Problem to work on: Look for the string "this" in every line, and copy each line that has it.

Material:
***

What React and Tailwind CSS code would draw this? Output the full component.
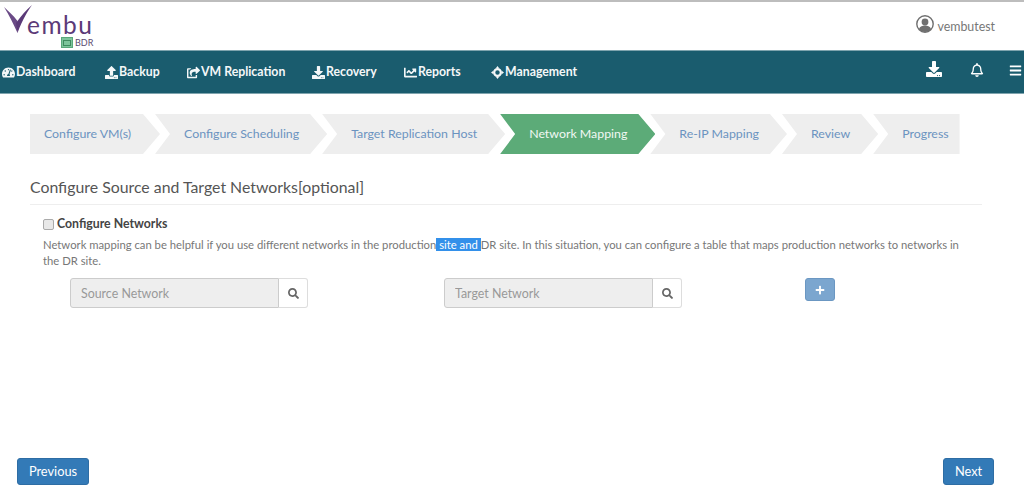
import React from 'react';
import { FaTachometerAlt, FaUpload, FaShareSquare, FaDownload, FaChartLine, FaBars, FaSearch, FaPlus, FaRegBell } from 'react-icons/fa';

const TargetIcon = ({ className }) => (
  <svg viewBox="0 0 14 14" width="13" height="13" className={className}>
    <circle cx="7" cy="7" r="3.6" fill="none" stroke="currentColor" strokeWidth="2.4" />
    <path d="M7 0 L8.8 2.5 L5.2 2.5 Z M7 14 L8.8 11.5 L5.2 11.5 Z M0 7 L2.5 5.2 L2.5 8.8 Z M14 7 L11.5 5.2 L11.5 8.8 Z" fill="currentColor" />
  </svg>
);

const navItems = [
  { label: 'Dashboard', icon: FaTachometerAlt, width: 'w-[103px]' },
  { label: 'Backup', icon: FaUpload, width: 'w-[82px]' },
  { label: 'VM Replication', icon: FaShareSquare, width: 'w-[125px]' },
  { label: 'Recovery', icon: FaDownload, width: 'w-[92px]' },
  { label: 'Reports', icon: FaChartLine, width: 'w-[87px]' },
  { label: 'Management', icon: TargetIcon, width: 'w-[100px]' },
];

const arrow = '[clip-path:polygon(0_0,calc(100%-17px)_0,100%_50%,calc(100%-17px)_100%,0_100%,15px_50%)]';

const steps = [
  { label: 'Configure VM(s)', cls: `pl-[14px] pr-[29px] [clip-path:polygon(0_0,calc(100%-17px)_0,100%_50%,calc(100%-17px)_100%,0_100%)] bg-[#eeeeee] text-[#6b93c0]` },
  { label: 'Configure Scheduling', cls: `pl-[29px] pr-[28px] bg-[#eeeeee] text-[#6b93c0] ${arrow}` },
  { label: 'Target Replication Host', cls: `pl-[29px] pr-[28px] bg-[#eeeeee] text-[#6b93c0] ${arrow}` },
  { label: 'Network Mapping', cls: `pl-[29px] pr-[28px] bg-[#5cab78] text-[#f2f8f4] ${arrow}` },
  { label: 'Re-IP Mapping', cls: `pl-[29px] pr-[28px] bg-[#eeeeee] text-[#6b93c0] ${arrow}` },
  { label: 'Review', cls: `pl-[29px] pr-[28px] bg-[#eeeeee] text-[#6b93c0] ${arrow}` },
  { label: 'Progress', cls: 'pl-[29px] pr-[11px] bg-[#eeeeee] text-[#6b93c0] [clip-path:polygon(0_0,100%_0,100%_100%,0_100%,15px_50%)]' },
];

const SearchBox = ({ placeholder, className }) => (
  <div className={`flex h-[30px] ${className}`}>
    <input
      disabled
      placeholder={placeholder}
      className="w-[209px] h-full px-[10px] text-[12.4px] bg-[#eeeeee] border border-[#cccccc] rounded-l-[3px] placeholder:text-[#999999]"
    />
    <div className="w-[29px] h-full flex items-center justify-center bg-white border border-l-0 border-[#dddddd] rounded-r-[3px] text-[#666666]">
      <FaSearch className="text-[11px]" />
    </div>
  </div>
);

export default function App() {
  return (
    <div className="w-[1024px] h-[485px] overflow-hidden bg-white flex flex-col font-['Lato',sans-serif]">
      <header className="h-[50px] shrink-0 border-t-2 border-[#bdbdbd] flex justify-between">
        <div className="relative w-[110px] h-full">
          <svg width="34" height="32" viewBox="0 0 34 32" className="absolute left-0 top-0">
            <path d="M4 5 C8 9 13 13 17.5 19 L17.5 31 C14 23 9 13 4 5 Z" fill="#6a4a86" />
            <path d="M16 21 C21 14 26 8 32 3 C28 9 23 16 17.5 31 Z" fill="#5b3a78" />
          </svg>
          <span className="absolute left-[27px] top-[12px] text-[24.5px] leading-[22px] tracking-[1.5px] text-[#5b3a78]">embu</span>
          <span className="absolute left-[61px] top-[35px] w-[12px] h-[11px] bg-[#7cc49a] border border-[#5aa87a] flex items-center justify-center">
            <span className="block w-[8px] h-[6px] border border-[#3f8a5e]" />
          </span>
          <span className="absolute left-[75px] top-[35px] text-[9px] leading-[11px] text-[#5b4a70]">BDR</span>
        </div>
        <div className="flex items-start pr-[29px]">
          <svg width="18" height="18" viewBox="0 0 18 18" className="mt-[13px] mr-[3px]">
            <circle cx="9" cy="9" r="8.2" fill="#ffffff" stroke="#6f6f6f" strokeWidth="1.4" />
            <circle cx="9" cy="7" r="3.4" fill="#6f6f6f" />
            <path d="M2.8 14.2 C4 11.4 6.5 10.6 9 10.6 C11.5 10.6 14 11.4 15.2 14.2 C13.6 16 11.4 17 9 17 C6.6 17 4.4 16 2.8 14.2 Z" fill="#6f6f6f" />
          </svg>
          <span className="text-[12.4px] leading-[16px] text-[#777777] mt-[17px]">vembutest</span>
        </div>
      </header>

      <nav className="h-[44px] shrink-0 bg-[#1a5c6e] text-[#f4f7f8] flex items-center justify-between border-y border-[#7fa4ae] pl-[2px]">
        <div className="flex items-center pt-[1px]">
          {navItems.map(({ label, icon: Icon, width }) => (
            <div key={label} className={`flex items-center gap-[1px] text-[12.3px] font-bold ${width}`}>
              <Icon className="text-[13px]" />
              <span>{label}</span>
            </div>
          ))}
        </div>
        <div className="flex items-center text-white">
          <FaDownload className="text-[16px] mr-[28px] mb-[6px]" />
          <FaRegBell className="text-[14px] mr-[25px] mb-[4px]" />
          <FaBars className="text-[13px] mr-[2px] mb-[4px]" />
        </div>
      </nav>

      <main className="flex-1 flex flex-col pl-[30px] pr-[42px]">
        <div className="flex mt-[20px] h-[40px]">
          {steps.map((step, i) => (
            <div
              key={step.label}
              className={`h-full flex items-center text-[12.35px] whitespace-nowrap ${i > 0 ? '-ml-[5px]' : ''} ${step.cls}`}
            >
              {step.label}
            </div>
          ))}
        </div>

        <h2 className="mt-[23px] text-[15.85px] leading-[20px] text-[#555555]">Configure Source and Target Networks[optional]</h2>
        <div className="mt-[7px] border-t border-[#eeeeee]" />

        <div className="pl-[13px]">
          <label className="flex items-center mt-[12px] h-[14px]">
            <input type="checkbox" className="w-[11px] h-[11px] mr-[3px] appearance-none bg-[#e8e8e8] border border-[#aaaaaa] rounded-[2px]" />
            <span className="text-[12.3px] font-bold text-[#444444]">Configure Networks</span>
          </label>
          <p className="mt-[6px] w-[925px] text-[11.28px] leading-[16px] text-[#777777]">
            Network mapping can be helpful if you use different networks in the production<span className="bg-[#3390ea] text-white"> site and </span>DR site. In this situation, you can configure a table that maps production networks to networks in the DR site.
          </p>
          <div className="flex mt-[9px] pl-[27px] items-start">
            <SearchBox placeholder="Source Network" />
            <SearchBox placeholder="Target Network" className="ml-[136px]" />
            <button className="ml-[123px] w-[30px] h-[23px] flex items-center justify-center bg-[#7ba6cf] border border-[#6b97c2] rounded-[3px] text-white">
              <FaPlus className="text-[10px]" />
            </button>
          </div>
        </div>

        <div className="mt-auto -ml-[13px] -mr-[12px] flex justify-between">
          <button className="w-[72px] h-[27px] bg-[#337ab7] border border-[#2e6da4] rounded-[3px] text-[12.8px] text-white">Previous</button>
          <button className="w-[51px] h-[27px] bg-[#337ab7] border border-[#2e6da4] rounded-[3px] text-[12.8px] text-white">Next</button>
        </div>
      </main>
    </div>
  );
}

***

Response to the task:
What React and Tailwind CSS code would draw this? Output the full component.
            Network mapping can be helpful if you use different networks in the production<span className="bg-[#3390ea] text-white"> site and </span>DR site. In this situation, you can configure a table that maps production networks to networks in the DR site.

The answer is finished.